**WHAT IS ASKED:** Write the material out again exactly as it stands.

**DATA SECTION:**
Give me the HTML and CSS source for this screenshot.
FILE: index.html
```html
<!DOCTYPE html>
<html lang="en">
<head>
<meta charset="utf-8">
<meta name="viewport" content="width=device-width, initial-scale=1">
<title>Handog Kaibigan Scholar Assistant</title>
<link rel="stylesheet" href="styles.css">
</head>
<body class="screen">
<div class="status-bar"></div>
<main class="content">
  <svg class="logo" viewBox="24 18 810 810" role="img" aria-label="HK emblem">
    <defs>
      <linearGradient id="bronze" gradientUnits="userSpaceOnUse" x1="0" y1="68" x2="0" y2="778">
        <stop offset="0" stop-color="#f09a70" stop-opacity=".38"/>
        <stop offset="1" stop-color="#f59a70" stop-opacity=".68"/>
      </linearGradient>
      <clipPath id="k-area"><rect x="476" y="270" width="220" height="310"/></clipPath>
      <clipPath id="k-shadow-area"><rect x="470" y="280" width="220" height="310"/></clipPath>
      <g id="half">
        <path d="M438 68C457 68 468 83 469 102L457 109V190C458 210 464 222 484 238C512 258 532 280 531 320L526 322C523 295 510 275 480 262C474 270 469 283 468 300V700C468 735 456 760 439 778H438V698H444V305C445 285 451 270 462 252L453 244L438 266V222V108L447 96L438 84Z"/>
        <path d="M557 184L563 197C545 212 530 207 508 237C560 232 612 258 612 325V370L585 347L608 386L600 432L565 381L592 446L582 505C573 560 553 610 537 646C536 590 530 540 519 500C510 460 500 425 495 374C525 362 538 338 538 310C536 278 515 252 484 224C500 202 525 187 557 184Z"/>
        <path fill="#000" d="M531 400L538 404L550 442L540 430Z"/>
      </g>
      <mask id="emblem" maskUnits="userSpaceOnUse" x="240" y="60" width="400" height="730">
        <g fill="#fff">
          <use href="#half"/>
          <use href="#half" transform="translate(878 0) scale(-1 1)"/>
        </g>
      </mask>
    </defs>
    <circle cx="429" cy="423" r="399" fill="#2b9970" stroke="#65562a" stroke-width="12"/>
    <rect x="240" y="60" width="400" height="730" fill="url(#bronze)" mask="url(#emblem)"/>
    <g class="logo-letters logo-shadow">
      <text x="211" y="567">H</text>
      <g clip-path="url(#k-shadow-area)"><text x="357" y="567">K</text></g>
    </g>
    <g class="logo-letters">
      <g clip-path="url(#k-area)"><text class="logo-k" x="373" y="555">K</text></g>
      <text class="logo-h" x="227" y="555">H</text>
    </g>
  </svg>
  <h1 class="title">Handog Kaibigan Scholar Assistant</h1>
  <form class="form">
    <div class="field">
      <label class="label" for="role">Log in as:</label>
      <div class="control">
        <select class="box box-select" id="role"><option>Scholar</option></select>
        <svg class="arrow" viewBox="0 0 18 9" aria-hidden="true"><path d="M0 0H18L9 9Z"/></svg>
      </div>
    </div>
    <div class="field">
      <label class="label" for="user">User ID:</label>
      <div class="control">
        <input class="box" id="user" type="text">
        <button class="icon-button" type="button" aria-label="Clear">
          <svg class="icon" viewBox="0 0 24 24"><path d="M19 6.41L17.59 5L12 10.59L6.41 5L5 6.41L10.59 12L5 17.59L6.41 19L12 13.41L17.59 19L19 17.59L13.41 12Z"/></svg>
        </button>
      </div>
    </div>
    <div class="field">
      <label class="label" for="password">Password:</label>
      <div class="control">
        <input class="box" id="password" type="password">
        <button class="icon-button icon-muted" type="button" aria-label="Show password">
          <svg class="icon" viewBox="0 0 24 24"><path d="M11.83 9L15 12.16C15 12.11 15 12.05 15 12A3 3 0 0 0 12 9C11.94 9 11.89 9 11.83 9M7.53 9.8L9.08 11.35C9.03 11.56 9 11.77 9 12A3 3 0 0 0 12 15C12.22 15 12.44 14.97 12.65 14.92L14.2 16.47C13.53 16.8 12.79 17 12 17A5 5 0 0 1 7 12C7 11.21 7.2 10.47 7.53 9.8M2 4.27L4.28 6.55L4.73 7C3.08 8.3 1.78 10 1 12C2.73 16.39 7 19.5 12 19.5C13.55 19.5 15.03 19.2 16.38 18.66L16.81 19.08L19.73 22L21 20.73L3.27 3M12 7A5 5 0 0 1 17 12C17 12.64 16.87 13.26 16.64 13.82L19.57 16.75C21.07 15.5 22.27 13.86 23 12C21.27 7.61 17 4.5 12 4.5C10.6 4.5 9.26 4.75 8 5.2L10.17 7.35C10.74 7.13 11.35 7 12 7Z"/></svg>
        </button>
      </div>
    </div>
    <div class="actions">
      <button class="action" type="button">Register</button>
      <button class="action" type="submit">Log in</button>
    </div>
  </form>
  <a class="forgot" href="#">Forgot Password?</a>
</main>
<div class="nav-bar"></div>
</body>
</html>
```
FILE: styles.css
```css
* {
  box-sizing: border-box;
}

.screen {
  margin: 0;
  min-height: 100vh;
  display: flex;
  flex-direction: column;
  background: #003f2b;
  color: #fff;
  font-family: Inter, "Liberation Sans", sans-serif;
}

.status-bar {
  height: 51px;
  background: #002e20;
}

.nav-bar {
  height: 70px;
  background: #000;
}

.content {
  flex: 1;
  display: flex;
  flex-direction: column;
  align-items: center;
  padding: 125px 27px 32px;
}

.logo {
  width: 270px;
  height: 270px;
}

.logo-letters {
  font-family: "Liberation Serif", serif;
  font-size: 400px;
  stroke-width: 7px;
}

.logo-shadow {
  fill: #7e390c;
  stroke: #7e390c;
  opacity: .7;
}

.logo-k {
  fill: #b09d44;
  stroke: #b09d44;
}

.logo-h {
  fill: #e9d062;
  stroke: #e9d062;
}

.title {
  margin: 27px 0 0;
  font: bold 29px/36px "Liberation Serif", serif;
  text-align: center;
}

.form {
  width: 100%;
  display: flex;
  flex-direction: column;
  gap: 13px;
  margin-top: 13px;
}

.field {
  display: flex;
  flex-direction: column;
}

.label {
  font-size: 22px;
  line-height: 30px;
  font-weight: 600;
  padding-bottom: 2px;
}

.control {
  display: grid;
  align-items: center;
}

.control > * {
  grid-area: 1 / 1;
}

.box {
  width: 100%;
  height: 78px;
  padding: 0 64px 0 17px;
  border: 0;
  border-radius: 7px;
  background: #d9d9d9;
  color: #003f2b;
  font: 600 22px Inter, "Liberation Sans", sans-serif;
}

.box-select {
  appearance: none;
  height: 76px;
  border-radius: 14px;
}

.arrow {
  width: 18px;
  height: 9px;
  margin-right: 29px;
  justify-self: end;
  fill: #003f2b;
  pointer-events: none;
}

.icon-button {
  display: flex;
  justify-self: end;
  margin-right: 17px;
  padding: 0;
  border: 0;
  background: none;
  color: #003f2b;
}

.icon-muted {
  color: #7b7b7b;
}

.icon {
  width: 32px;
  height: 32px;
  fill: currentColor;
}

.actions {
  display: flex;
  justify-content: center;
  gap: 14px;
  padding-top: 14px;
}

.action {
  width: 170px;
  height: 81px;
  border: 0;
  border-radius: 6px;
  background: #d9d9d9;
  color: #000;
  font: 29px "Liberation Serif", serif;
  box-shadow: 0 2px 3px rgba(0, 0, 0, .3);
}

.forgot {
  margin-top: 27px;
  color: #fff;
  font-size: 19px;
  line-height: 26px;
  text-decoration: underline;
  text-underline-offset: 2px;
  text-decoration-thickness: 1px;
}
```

**SOLUTION TO THE PROBLEM:**
Give me the HTML and CSS source for this screenshot.
FILE: index.html
```html
<!DOCTYPE html>
<html lang="en">
<head>
<meta charset="utf-8">
<meta name="viewport" content="width=device-width, initial-scale=1">
<title>Handog Kaibigan Scholar Assistant</title>
<link rel="stylesheet" href="styles.css">
</head>
<body class="screen">
<div class="status-bar"></div>
<main class="content">
  <svg class="logo" viewBox="24 18 810 810" role="img" aria-label="HK emblem">
    <defs>
      <linearGradient id="bronze" gradientUnits="userSpaceOnUse" x1="0" y1="68" x2="0" y2="778">
        <stop offset="0" stop-color="#f09a70" stop-opacity=".38"/>
        <stop offset="1" stop-color="#f59a70" stop-opacity=".68"/>
      </linearGradient>
      <clipPath id="k-area"><rect x="476" y="270" width="220" height="310"/></clipPath>
      <clipPath id="k-shadow-area"><rect x="470" y="280" width="220" height="310"/></clipPath>
      <g id="half">
        <path d="M438 68C457 68 468 83 469 102L457 109V190C458 210 464 222 484 238C512 258 532 280 531 320L526 322C523 295 510 275 480 262C474 270 469 283 468 300V700C468 735 456 760 439 778H438V698H444V305C445 285 451 270 462 252L453 244L438 266V222V108L447 96L438 84Z"/>
        <path d="M557 184L563 197C545 212 530 207 508 237C560 232 612 258 612 325V370L585 347L608 386L600 432L565 381L592 446L582 505C573 560 553 610 537 646C536 590 530 540 519 500C510 460 500 425 495 374C525 362 538 338 538 310C536 278 515 252 484 224C500 202 525 187 557 184Z"/>
        <path fill="#000" d="M531 400L538 404L550 442L540 430Z"/>
      </g>
      <mask id="emblem" maskUnits="userSpaceOnUse" x="240" y="60" width="400" height="730">
        <g fill="#fff">
          <use href="#half"/>
          <use href="#half" transform="translate(878 0) scale(-1 1)"/>
        </g>
      </mask>
    </defs>
    <circle cx="429" cy="423" r="399" fill="#2b9970" stroke="#65562a" stroke-width="12"/>
    <rect x="240" y="60" width="400" height="730" fill="url(#bronze)" mask="url(#emblem)"/>
    <g class="logo-letters logo-shadow">
      <text x="211" y="567">H</text>
      <g clip-path="url(#k-shadow-area)"><text x="357" y="567">K</text></g>
    </g>
    <g class="logo-letters">
      <g clip-path="url(#k-area)"><text class="logo-k" x="373" y="555">K</text></g>
      <text class="logo-h" x="227" y="555">H</text>
    </g>
  </svg>
  <h1 class="title">Handog Kaibigan Scholar Assistant</h1>
  <form class="form">
    <div class="field">
      <label class="label" for="role">Log in as:</label>
      <div class="control">
        <select class="box box-select" id="role"><option>Scholar</option></select>
        <svg class="arrow" viewBox="0 0 18 9" aria-hidden="true"><path d="M0 0H18L9 9Z"/></svg>
      </div>
    </div>
    <div class="field">
      <label class="label" for="user">User ID:</label>
      <div class="control">
        <input class="box" id="user" type="text">
        <button class="icon-button" type="button" aria-label="Clear">
          <svg class="icon" viewBox="0 0 24 24"><path d="M19 6.41L17.59 5L12 10.59L6.41 5L5 6.41L10.59 12L5 17.59L6.41 19L12 13.41L17.59 19L19 17.59L13.41 12Z"/></svg>
        </button>
      </div>
    </div>
    <div class="field">
      <label class="label" for="password">Password:</label>
      <div class="control">
        <input class="box" id="password" type="password">
        <button class="icon-button icon-muted" type="button" aria-label="Show password">
          <svg class="icon" viewBox="0 0 24 24"><path d="M11.83 9L15 12.16C15 12.11 15 12.05 15 12A3 3 0 0 0 12 9C11.94 9 11.89 9 11.83 9M7.53 9.8L9.08 11.35C9.03 11.56 9 11.77 9 12A3 3 0 0 0 12 15C12.22 15 12.44 14.97 12.65 14.92L14.2 16.47C13.53 16.8 12.79 17 12 17A5 5 0 0 1 7 12C7 11.21 7.2 10.47 7.53 9.8M2 4.27L4.28 6.55L4.73 7C3.08 8.3 1.78 10 1 12C2.73 16.39 7 19.5 12 19.5C13.55 19.5 15.03 19.2 16.38 18.66L16.81 19.08L19.73 22L21 20.73L3.27 3M12 7A5 5 0 0 1 17 12C17 12.64 16.87 13.26 16.64 13.82L19.57 16.75C21.07 15.5 22.27 13.86 23 12C21.27 7.61 17 4.5 12 4.5C10.6 4.5 9.26 4.75 8 5.2L10.17 7.35C10.74 7.13 11.35 7 12 7Z"/></svg>
        </button>
      </div>
    </div>
    <div class="actions">
      <button class="action" type="button">Register</button>
      <button class="action" type="submit">Log in</button>
    </div>
  </form>
  <a class="forgot" href="#">Forgot Password?</a>
</main>
<div class="nav-bar"></div>
</body>
</html>
```
FILE: styles.css
```css
* {
  box-sizing: border-box;
}

.screen {
  margin: 0;
  min-height: 100vh;
  display: flex;
  flex-direction: column;
  background: #003f2b;
  color: #fff;
  font-family: Inter, "Liberation Sans", sans-serif;
}

.status-bar {
  height: 51px;
  background: #002e20;
}

.nav-bar {
  height: 70px;
  background: #000;
}

.content {
  flex: 1;
  display: flex;
  flex-direction: column;
  align-items: center;
  padding: 125px 27px 32px;
}

.logo {
  width: 270px;
  height: 270px;
}

.logo-letters {
  font-family: "Liberation Serif", serif;
  font-size: 400px;
  stroke-width: 7px;
}

.logo-shadow {
  fill: #7e390c;
  stroke: #7e390c;
  opacity: .7;
}

.logo-k {
  fill: #b09d44;
  stroke: #b09d44;
}

.logo-h {
  fill: #e9d062;
  stroke: #e9d062;
}

.title {
  margin: 27px 0 0;
  font: bold 29px/36px "Liberation Serif", serif;
  text-align: center;
}

.form {
  width: 100%;
  display: flex;
  flex-direction: column;
  gap: 13px;
  margin-top: 13px;
}

.field {
  display: flex;
  flex-direction: column;
}

.label {
  font-size: 22px;
  line-height: 30px;
  font-weight: 600;
  padding-bottom: 2px;
}

.control {
  display: grid;
  align-items: center;
}

.control > * {
  grid-area: 1 / 1;
}

.box {
  width: 100%;
  height: 78px;
  padding: 0 64px 0 17px;
  border: 0;
  border-radius: 7px;
  background: #d9d9d9;
  color: #003f2b;
  font: 600 22px Inter, "Liberation Sans", sans-serif;
}

.box-select {
  appearance: none;
  height: 76px;
  border-radius: 14px;
}

.arrow {
  width: 18px;
  height: 9px;
  margin-right: 29px;
  justify-self: end;
  fill: #003f2b;
  pointer-events: none;
}

.icon-button {
  display: flex;
  justify-self: end;
  margin-right: 17px;
  padding: 0;
  border: 0;
  background: none;
  color: #003f2b;
}

.icon-muted {
  color: #7b7b7b;
}

.icon {
  width: 32px;
  height: 32px;
  fill: currentColor;
}

.actions {
  display: flex;
  justify-content: center;
  gap: 14px;
  padding-top: 14px;
}

.action {
  width: 170px;
  height: 81px;
  border: 0;
  border-radius: 6px;
  background: #d9d9d9;
  color: #000;
  font: 29px "Liberation Serif", serif;
  box-shadow: 0 2px 3px rgba(0, 0, 0, .3);
}

.forgot {
  margin-top: 27px;
  color: #fff;
  font-size: 19px;
  line-height: 26px;
  text-decoration: underline;
  text-underline-offset: 2px;
  text-decoration-thickness: 1px;
}
```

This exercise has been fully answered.